[START OF Source excerpt]

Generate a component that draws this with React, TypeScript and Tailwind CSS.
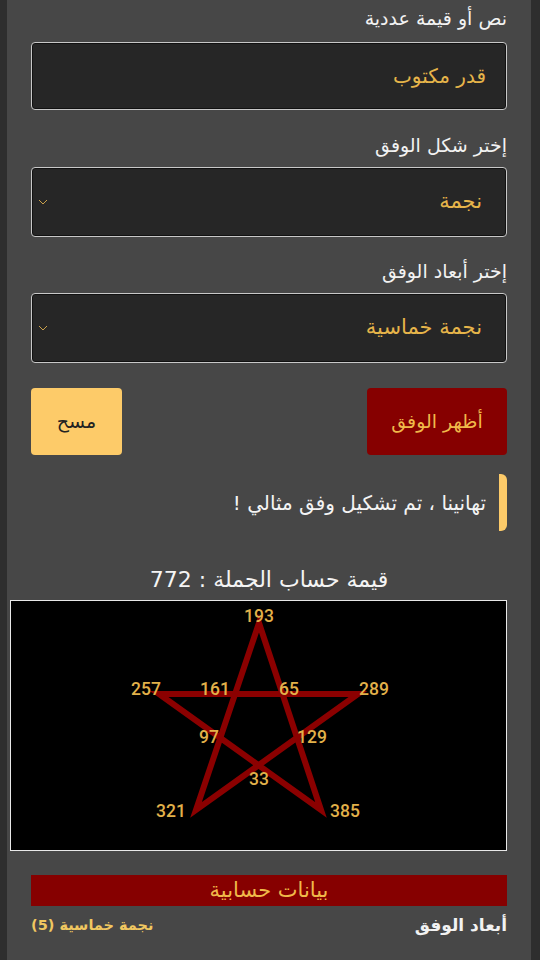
import React from 'react';

const arabic = { fontFamily: '"DejaVu Sans", "Noto Sans", sans-serif' };

const labels: { n: string; x: number; y: number }[] = [
  { n: '193', x: 248, y: 15 },
  { n: '257', x: 135, y: 88 },
  { n: '161', x: 204, y: 88 },
  { n: '65', x: 278, y: 88 },
  { n: '289', x: 363, y: 88 },
  { n: '97', x: 198, y: 136 },
  { n: '129', x: 301, y: 136 },
  { n: '33', x: 248, y: 178 },
  { n: '321', x: 160, y: 210 },
  { n: '385', x: 334, y: 210 },
];

const Chevron = () => (
  <svg width="10" height="6" viewBox="0 0 10 6" className="shrink-0">
    <path d="M1 1l4 4 4-4" fill="none" stroke="#c9a04a" strokeWidth="1" />
  </svg>
);

const Select = ({ value }: { value: string }) => (
  <div className="h-[70px] rounded-[4px] border-[1.5px] border-[#c8c8c8] bg-[#262626] flex items-center justify-between pr-[24px] pl-[6px] shadow-[inset_0_0_0_1px_#111]">
    <span className="text-[21px] text-[#e6b54a]">{value}</span>
    <Chevron />
  </div>
);

export default function App() {
  return (
    <div className="min-h-screen bg-[#2e2e2e] pl-[7px] pr-[9px]" style={arabic}>
      <div dir="rtl" className="bg-[#474747] min-h-screen px-[24px] pt-[6px] pb-8">
        {/* input */}
        <label className="block text-[19px] text-[#f2f2f2] leading-[24px]">نص أو قيمة عددية</label>
        <div className="mt-[12px] h-[68px] rounded-[4px] border-[1.5px] border-[#c8c8c8] bg-[#262626] flex items-center pr-[20px] shadow-[inset_0_0_0_1px_#111]">
          <span className="text-[20px] text-[#e6b54a]">قدر مكتوب</span>
        </div>

        <label className="block mt-[23px] text-[19px] text-[#f2f2f2] leading-[24px]">إختر شكل الوفق</label>
        <div className="mt-[10px]">
          <Select value="نجمة" />
        </div>

        <label className="block mt-[22px] text-[19px] text-[#f2f2f2] leading-[24px]">إختر أبعاد الوفق</label>
        <div className="mt-[10px]">
          <Select value="نجمة خماسية" />
        </div>

        {/* buttons */}
        <div className="mt-[25px] flex justify-between">
          <button className="w-[140px] h-[67px] rounded-[4px] bg-[#860000] text-[#f0b94a] text-[19px]">أظهر الوفق</button>
          <button className="w-[91px] h-[67px] rounded-[4px] bg-[#fdcb69] text-[#222] text-[19px]">مسح</button>
        </div>

        {/* alert */}
        <div className="mt-[19px] h-[57px] rounded-[6px] border-r-[8px] border-[#fdcb69] flex items-center pr-[13px]">
          <span className="text-[20px] text-[#f4f4f4]">تهانينا ، تم تشكيل وفق مثالي !</span>
        </div>

        {/* result */}
        <div className="mt-[35px] text-center text-[22px] leading-[28px] text-[#f4f4f4]">قيمة حساب الجملة : 772</div>

        <div dir="ltr" className="mt-[6px] -ml-[21px] h-[251px] bg-black border-[1.5px] border-[#e8e8e8]">
          <svg width="494" height="248" viewBox="0 0 494 248">
            <polygon
              points="248,22 185,209 347,93 148,93 310,209"
              fill="none"
              stroke="#8b0000"
              strokeWidth="6"
              strokeLinejoin="miter"
            />
            {labels.map((l) => (
              <text
                key={l.n}
                x={l.x}
                y={l.y}
                textAnchor="middle"
                dominantBaseline="central"
                fill="#e2b14a"
                fontSize="17.5"
                fontWeight="500"
                fontFamily="Roboto, sans-serif"
              >
                {l.n}
              </text>
            ))}
          </svg>
        </div>

        {/* data */}
        <div className="mt-[24px] h-[31px] bg-[#860000] flex items-center justify-center">
          <span className="text-[21px] text-[#f0b94a]">بيانات حسابية</span>
        </div>
        <div className="mt-[6px] flex justify-between items-center h-[28px]">
          <span className="text-[17px] font-bold text-[#f2f2f2]">أبعاد الوفق</span>
          <span className="text-[14.5px] font-bold text-[#f0c760]">نجمة خماسية (5)</span>
        </div>
        <div className="mt-[14px] flex justify-between items-center h-[28px]">
          <span className="text-[17px] font-bold text-[#f2f2f2]">عدد الخانات</span>
          <span className="text-[14.5px] font-bold text-[#f0c760]">10</span>
        </div>
      </div>
    </div>
  );
}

[END OF Source excerpt]

Which lines include "React"? Copy each of them out.

Generate a component that draws this with React, TypeScript and Tailwind CSS.
import React from 'react';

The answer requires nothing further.